A Newsweek survey today finds that his overall approval rating has dropped to 48 per cent, below the 50 per cent mark for the first time, and at almost exactly the level of his father at the same point in his presidency. The same poll found John Kerry, the Democratic front runner, defeating Mr Bush 50-45 per cent if the election were held today. To all these difficulties, Mr Bush's reply yesterday was blunt. He portrayed himself as a man not afraid to make the toughest choices. "I'm a war president," he said early in the interview. "I make decisions in the Oval Office with war on my mind." Yes, he conceded: "I expected there to be stockpiles of weapons" - though of course none had been found. But David Kay, the US's former chief weapons inspector, "found the capacity to produce weapons ... Saddam Hussein was a dangerous man in a dangerous part of the world". America "can't stand by and hope for the best with a madman."
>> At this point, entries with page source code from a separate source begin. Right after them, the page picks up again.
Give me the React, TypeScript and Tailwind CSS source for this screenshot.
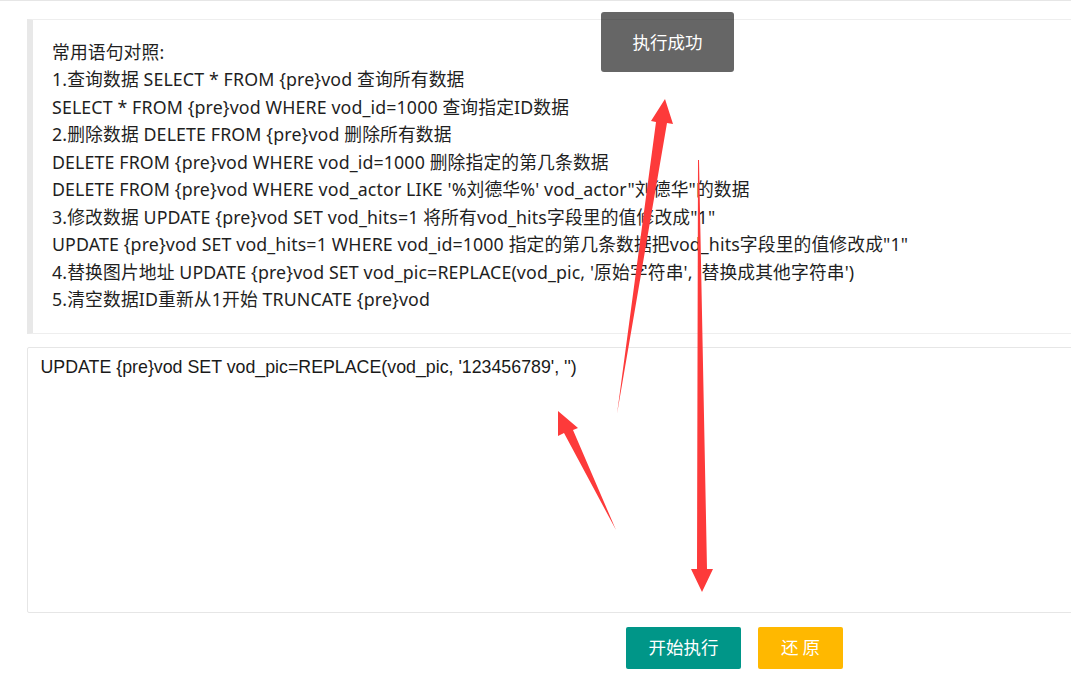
import React from "react";

const lines = [
  "常用语句对照:",
  "1.查询数据 SELECT * FROM {pre}vod 查询所有数据",
  "SELECT * FROM {pre}vod WHERE vod_id=1000 查询指定ID数据",
  "2.删除数据 DELETE FROM {pre}vod 删除所有数据",
  "DELETE FROM {pre}vod WHERE vod_id=1000 删除指定的第几条数据",
  "DELETE FROM {pre}vod WHERE vod_actor LIKE '%刘德华%' vod_actor\"刘德华\"的数据",
  "3.修改数据 UPDATE {pre}vod SET vod_hits=1 将所有vod_hits字段里的值修改成\"1\"",
  "UPDATE {pre}vod SET vod_hits=1 WHERE vod_id=1000 指定的第几条数据把vod_hits字段里的值修改成\"1\"",
  "4.替换图片地址 UPDATE {pre}vod SET vod_pic=REPLACE(vod_pic, '原始字符串', '替换成其他字符串')",
  "5.清空数据ID重新从1开始 TRUNCATE {pre}vod",
];

export default function App() {
  return (
    <div className="relative h-[675px] w-full overflow-hidden bg-white text-[#1f1f1f]">
      <div className="h-px w-full bg-[#e6e6e6]" />
      <div className="w-[1100px] pl-[27px] pt-[18px] font-['Noto_Sans','Noto_Sans_CJK_SC',sans-serif]">
        <div className="border border-[#eeeeee] border-l-[6px] border-l-[#e8e8e8] pt-[18.75px] pb-[18.75px] pl-[19px] text-[17.8px] leading-[27.5px] tracking-[0.12px]">
          {lines.map((l, i) => (
            <div key={i} className="whitespace-pre">
              {l}
            </div>
          ))}
        </div>
        <div className="mt-[13px] h-[266px] rounded-[2px] border border-[#e6e6e6] px-[12.5px] py-[7.5px] font-['Liberation_Sans','Noto_Sans_CJK_SC',sans-serif] text-[17.8px] leading-[25px] text-[#1a1a1a]">
          UPDATE {"{pre}"}vod SET vod_pic=REPLACE(vod_pic, '123456789', '')
        </div>
        <div className="mt-[14px] flex gap-[17px] pl-[599px] font-['Noto_Sans_CJK_SC',sans-serif]">
          <button className="flex h-[42px] w-[115px] items-center justify-center rounded-[2px] bg-[#009688] text-[17.5px] text-white">
            开始执行
          </button>
          <button className="flex h-[42px] w-[85px] items-center justify-center rounded-[2px] bg-[#FFB800] text-[17.5px] text-white">
            还 原
          </button>
        </div>
      </div>

      <div className="absolute left-[601px] top-[12px] flex h-[60px] w-[133px] items-center justify-center rounded-[3px] bg-[rgba(0,0,0,0.6)] font-['Noto_Sans_CJK_SC',sans-serif] text-[17.5px] text-white">
        执行成功
      </div>

      <svg
        className="pointer-events-none absolute left-0 top-0"
        width="1071"
        height="675"
        viewBox="0 0 1071 675"
      >
        <g fill="#fd3a3a">
          <polygon points="617,414 656,122 651,121 665,99 673,124 667,123" />
          <polygon points="698,160 699,160 707,569 713,569 702,592 691,569 697,569" />
          <polygon points="616,530 573,430 578,428 558,411 558,436 564,433" />
        </g>
      </svg>
    </div>
  );
}
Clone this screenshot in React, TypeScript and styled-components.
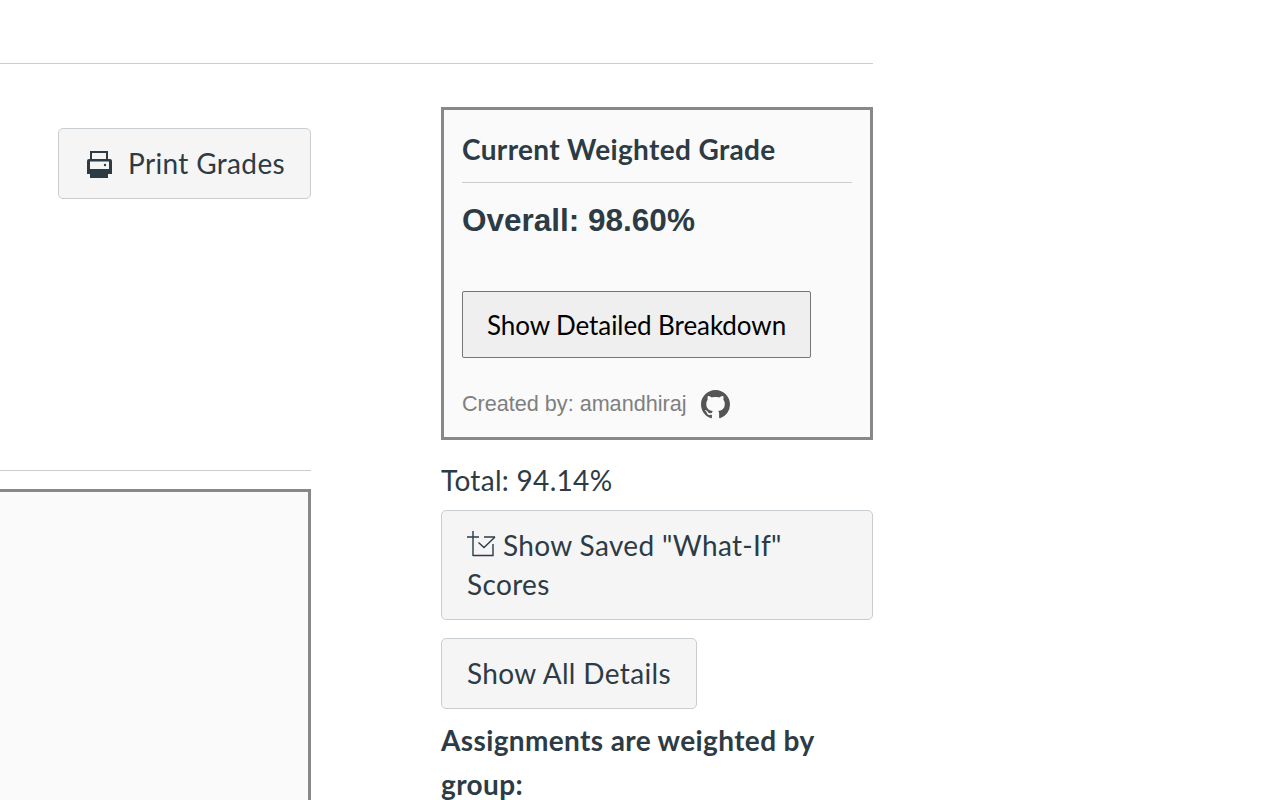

But what of the hyperbolic pre-war rhetoric, giving the impression that Saddam was an immediate mortal threat? Mr Bush was unrepentant: there was no such thing as "ironclad, absolutely solid intelligence", he said. The Iraqi leader had been a "direct threat" to America.

To the families of the dead and wounded American soldiers in Iraq, his message was that their sacrifice had been worth it. "Every life is precious," Mr Bush said of the 530 US servicemen killed since the invasion, and the 3,000 wounded. But "in many ways Iraq was more dangerous than we thought. We're in war against terrorists, who are going to bring harm to America. A free Iraq will change the world, and make it possible for our children to grow up in a safer world."

Later, as the interview turned to more personal matters, the warrior President denied taking liberties with the rules when he served in the National Guard during the Vietnam war. He dismissed charges by Democrats that he had gone "AWOL" in 1972 when he transferred from Texas to the Guard in Alabama. "They're wrong," he said flatly of critics who said he skipped pilot training sessions in Alabama. "This is politics. I've heard this ever since I started running for office."

On that score, Mr Bush is right. The election campaign has begun, and he will fight it as he has run the country for the last 37 months. "Divisive - who, me?" he said. "I don't know why I'm perceived as a divider, I'm working hard to unite the country ... I talk about what I believe." He told Democrats and others apropos of the election: "I'm not going to lose.I'm going to lead this world to more peace and freedom. I've shown the people I can lead and make big decisions when the times are tough."

In short, take me or leave me, I'm not going to change.